» STATED GOAL
Leaving out the pictures, retype all the material exactly.

-- START OF DATASET ROWS --

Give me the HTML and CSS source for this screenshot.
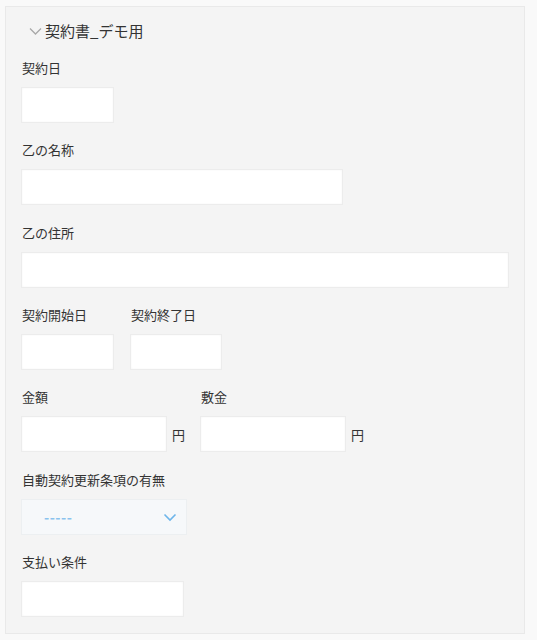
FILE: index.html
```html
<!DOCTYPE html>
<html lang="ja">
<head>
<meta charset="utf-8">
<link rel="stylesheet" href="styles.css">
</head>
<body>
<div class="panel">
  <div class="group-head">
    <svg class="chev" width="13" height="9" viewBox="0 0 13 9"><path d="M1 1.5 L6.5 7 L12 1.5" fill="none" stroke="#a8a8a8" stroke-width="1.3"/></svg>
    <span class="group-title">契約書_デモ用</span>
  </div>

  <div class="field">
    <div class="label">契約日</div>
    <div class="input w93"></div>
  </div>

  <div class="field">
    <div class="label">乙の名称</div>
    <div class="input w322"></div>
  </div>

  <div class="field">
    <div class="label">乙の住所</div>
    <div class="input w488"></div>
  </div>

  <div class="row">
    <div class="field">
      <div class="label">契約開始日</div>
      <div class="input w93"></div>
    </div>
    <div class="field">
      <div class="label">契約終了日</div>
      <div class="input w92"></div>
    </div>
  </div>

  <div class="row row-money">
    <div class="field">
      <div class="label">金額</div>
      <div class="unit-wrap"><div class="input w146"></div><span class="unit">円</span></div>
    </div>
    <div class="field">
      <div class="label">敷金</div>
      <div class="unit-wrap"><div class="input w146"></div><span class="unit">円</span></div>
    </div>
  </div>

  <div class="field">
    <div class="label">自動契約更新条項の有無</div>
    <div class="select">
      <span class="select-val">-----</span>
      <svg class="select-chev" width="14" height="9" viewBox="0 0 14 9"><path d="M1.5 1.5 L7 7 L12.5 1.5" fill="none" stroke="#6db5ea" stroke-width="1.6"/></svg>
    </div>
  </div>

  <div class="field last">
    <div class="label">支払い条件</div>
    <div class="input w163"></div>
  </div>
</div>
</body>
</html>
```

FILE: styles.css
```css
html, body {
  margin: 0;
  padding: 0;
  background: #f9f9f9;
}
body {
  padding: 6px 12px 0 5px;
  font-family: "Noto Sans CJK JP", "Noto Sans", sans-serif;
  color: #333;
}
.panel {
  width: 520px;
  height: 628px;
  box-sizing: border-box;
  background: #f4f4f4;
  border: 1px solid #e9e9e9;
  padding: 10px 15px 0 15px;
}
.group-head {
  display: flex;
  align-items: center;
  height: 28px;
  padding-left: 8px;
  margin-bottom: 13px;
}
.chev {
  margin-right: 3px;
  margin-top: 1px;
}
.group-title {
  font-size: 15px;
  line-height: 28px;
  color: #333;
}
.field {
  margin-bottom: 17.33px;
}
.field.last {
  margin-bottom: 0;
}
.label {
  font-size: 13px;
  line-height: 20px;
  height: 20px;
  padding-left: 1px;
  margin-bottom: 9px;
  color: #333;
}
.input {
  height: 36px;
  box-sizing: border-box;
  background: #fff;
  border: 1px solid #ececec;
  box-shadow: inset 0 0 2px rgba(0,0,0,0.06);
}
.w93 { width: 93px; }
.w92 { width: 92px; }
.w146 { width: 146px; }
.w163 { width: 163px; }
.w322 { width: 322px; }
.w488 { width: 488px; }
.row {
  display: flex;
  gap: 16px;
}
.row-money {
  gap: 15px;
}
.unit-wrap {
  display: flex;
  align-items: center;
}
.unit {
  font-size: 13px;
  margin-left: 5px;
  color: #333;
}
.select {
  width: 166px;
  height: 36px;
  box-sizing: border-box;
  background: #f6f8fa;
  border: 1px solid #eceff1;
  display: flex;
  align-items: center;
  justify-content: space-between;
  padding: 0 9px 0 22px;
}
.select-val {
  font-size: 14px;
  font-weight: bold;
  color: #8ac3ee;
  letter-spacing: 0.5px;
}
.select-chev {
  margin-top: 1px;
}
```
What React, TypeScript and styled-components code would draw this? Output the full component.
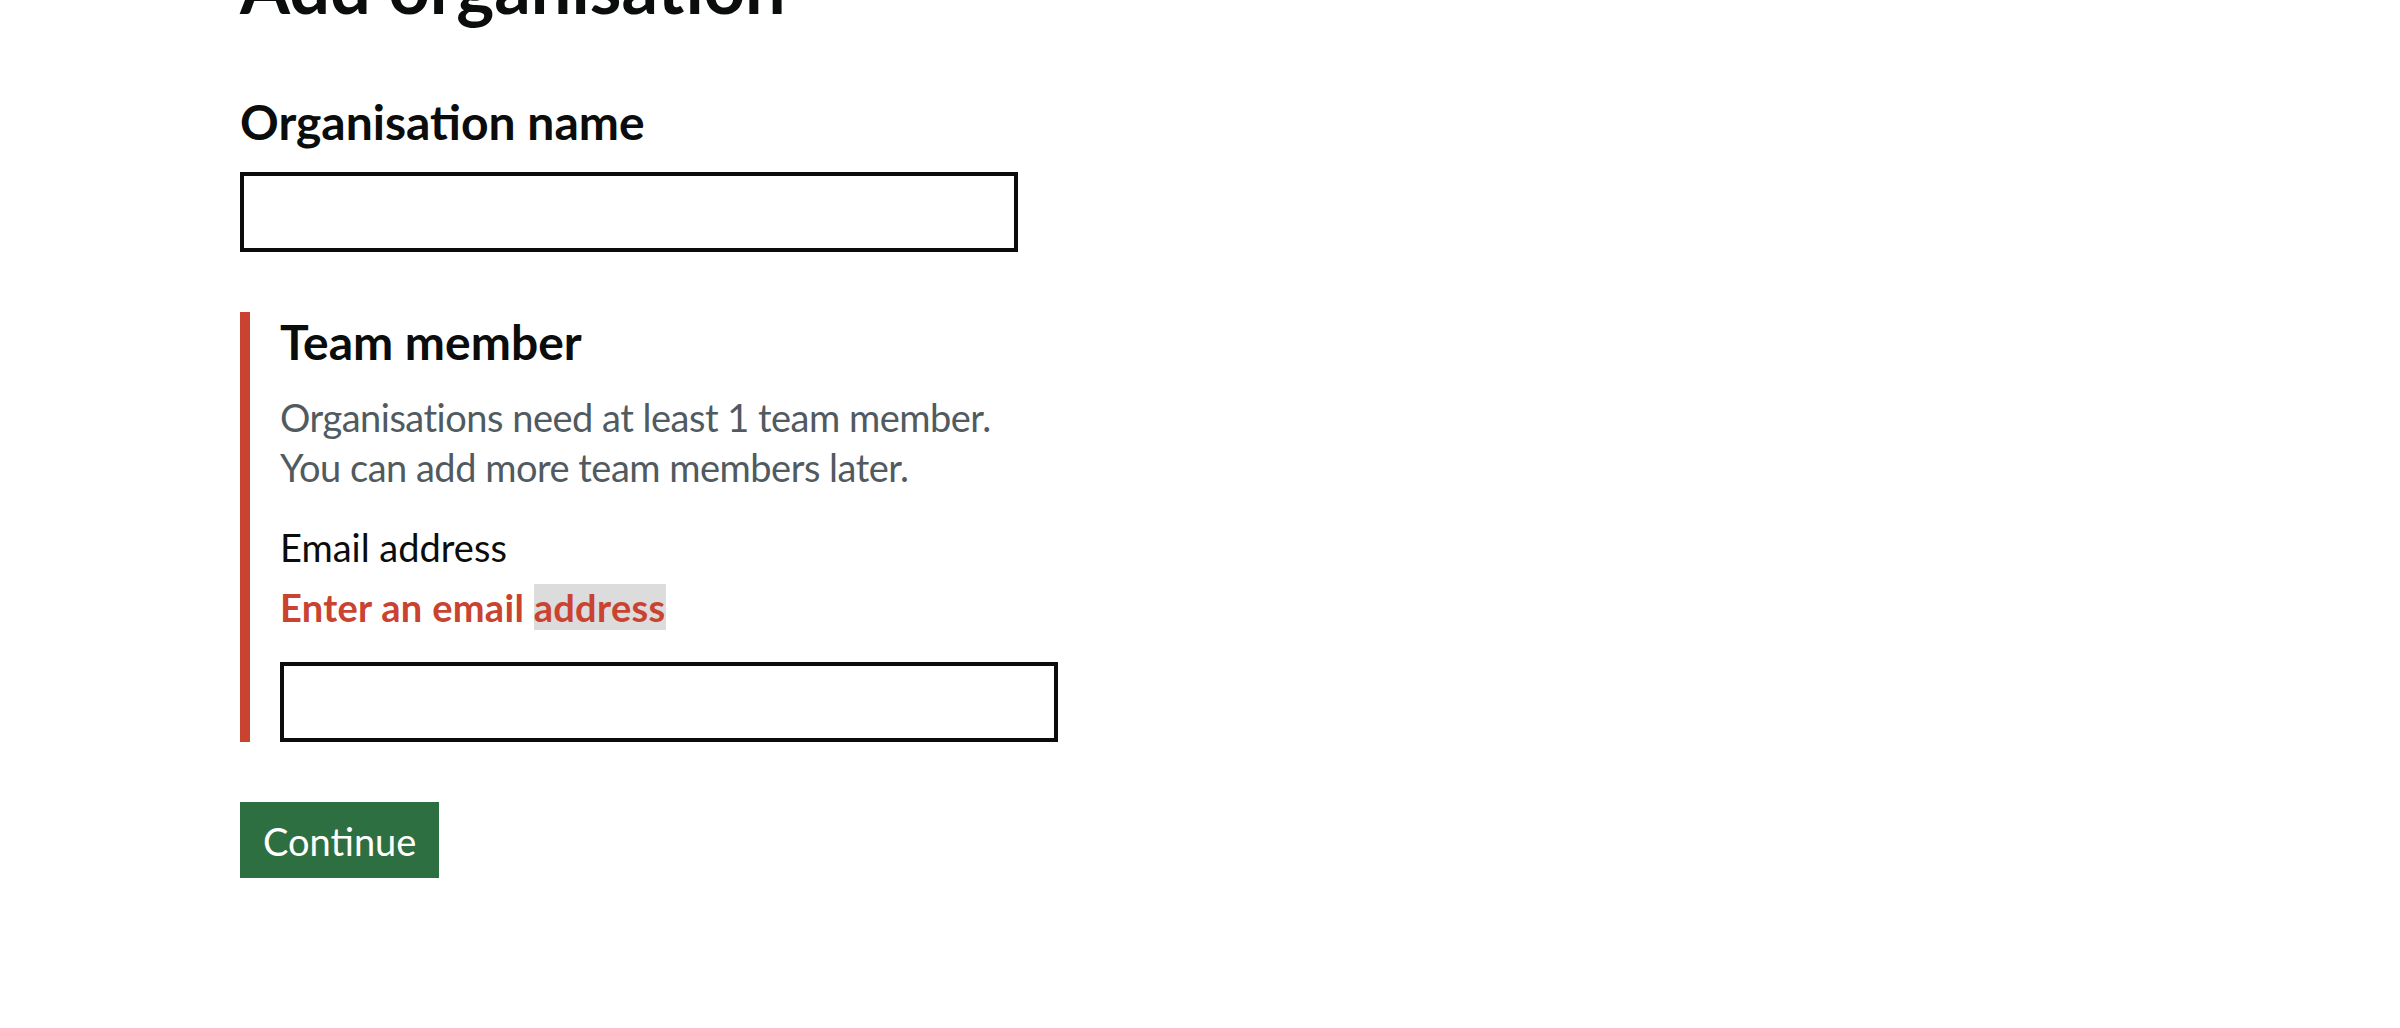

-- END OF DATASET ROWS --

» RESULT OF THIS TASK
Give me the HTML and CSS source for this screenshot.
FILE: index.html
```html
<!DOCTYPE html>
<html lang="ja">
<head>
<meta charset="utf-8">
<link rel="stylesheet" href="styles.css">
</head>
<body>
<div class="panel">
  <div class="group-head">
    <svg class="chev" width="13" height="9" viewBox="0 0 13 9"><path d="M1 1.5 L6.5 7 L12 1.5" fill="none" stroke="#a8a8a8" stroke-width="1.3"/></svg>
    <span class="group-title">契約書_デモ用</span>
  </div>

  <div class="field">
    <div class="label">契約日</div>
    <div class="input w93"></div>
  </div>

  <div class="field">
    <div class="label">乙の名称</div>
    <div class="input w322"></div>
  </div>

  <div class="field">
    <div class="label">乙の住所</div>
    <div class="input w488"></div>
  </div>

  <div class="row">
    <div class="field">
      <div class="label">契約開始日</div>
      <div class="input w93"></div>
    </div>
    <div class="field">
      <div class="label">契約終了日</div>
      <div class="input w92"></div>
    </div>
  </div>

  <div class="row row-money">
    <div class="field">
      <div class="label">金額</div>
      <div class="unit-wrap"><div class="input w146"></div><span class="unit">円</span></div>
    </div>
    <div class="field">
      <div class="label">敷金</div>
      <div class="unit-wrap"><div class="input w146"></div><span class="unit">円</span></div>
    </div>
  </div>

  <div class="field">
    <div class="label">自動契約更新条項の有無</div>
    <div class="select">
      <span class="select-val">-----</span>
      <svg class="select-chev" width="14" height="9" viewBox="0 0 14 9"><path d="M1.5 1.5 L7 7 L12.5 1.5" fill="none" stroke="#6db5ea" stroke-width="1.6"/></svg>
    </div>
  </div>

  <div class="field last">
    <div class="label">支払い条件</div>
    <div class="input w163"></div>
  </div>
</div>
</body>
</html>
```

FILE: styles.css
```css
html, body {
  margin: 0;
  padding: 0;
  background: #f9f9f9;
}
body {
  padding: 6px 12px 0 5px;
  font-family: "Noto Sans CJK JP", "Noto Sans", sans-serif;
  color: #333;
}
.panel {
  width: 520px;
  height: 628px;
  box-sizing: border-box;
  background: #f4f4f4;
  border: 1px solid #e9e9e9;
  padding: 10px 15px 0 15px;
}
.group-head {
  display: flex;
  align-items: center;
  height: 28px;
  padding-left: 8px;
  margin-bottom: 13px;
}
.chev {
  margin-right: 3px;
  margin-top: 1px;
}
.group-title {
  font-size: 15px;
  line-height: 28px;
  color: #333;
}
.field {
  margin-bottom: 17.33px;
}
.field.last {
  margin-bottom: 0;
}
.label {
  font-size: 13px;
  line-height: 20px;
  height: 20px;
  padding-left: 1px;
  margin-bottom: 9px;
  color: #333;
}
.input {
  height: 36px;
  box-sizing: border-box;
  background: #fff;
  border: 1px solid #ececec;
  box-shadow: inset 0 0 2px rgba(0,0,0,0.06);
}
.w93 { width: 93px; }
.w92 { width: 92px; }
.w146 { width: 146px; }
.w163 { width: 163px; }
.w322 { width: 322px; }
.w488 { width: 488px; }
.row {
  display: flex;
  gap: 16px;
}
.row-money {
  gap: 15px;
}
.unit-wrap {
  display: flex;
  align-items: center;
}
.unit {
  font-size: 13px;
  margin-left: 5px;
  color: #333;
}
.select {
  width: 166px;
  height: 36px;
  box-sizing: border-box;
  background: #f6f8fa;
  border: 1px solid #eceff1;
  display: flex;
  align-items: center;
  justify-content: space-between;
  padding: 0 9px 0 22px;
}
.select-val {
  font-size: 14px;
  font-weight: bold;
  color: #8ac3ee;
  letter-spacing: 0.5px;
}
.select-chev {
  margin-top: 1px;
}
```
What React, TypeScript and styled-components code would draw this? Output the full component.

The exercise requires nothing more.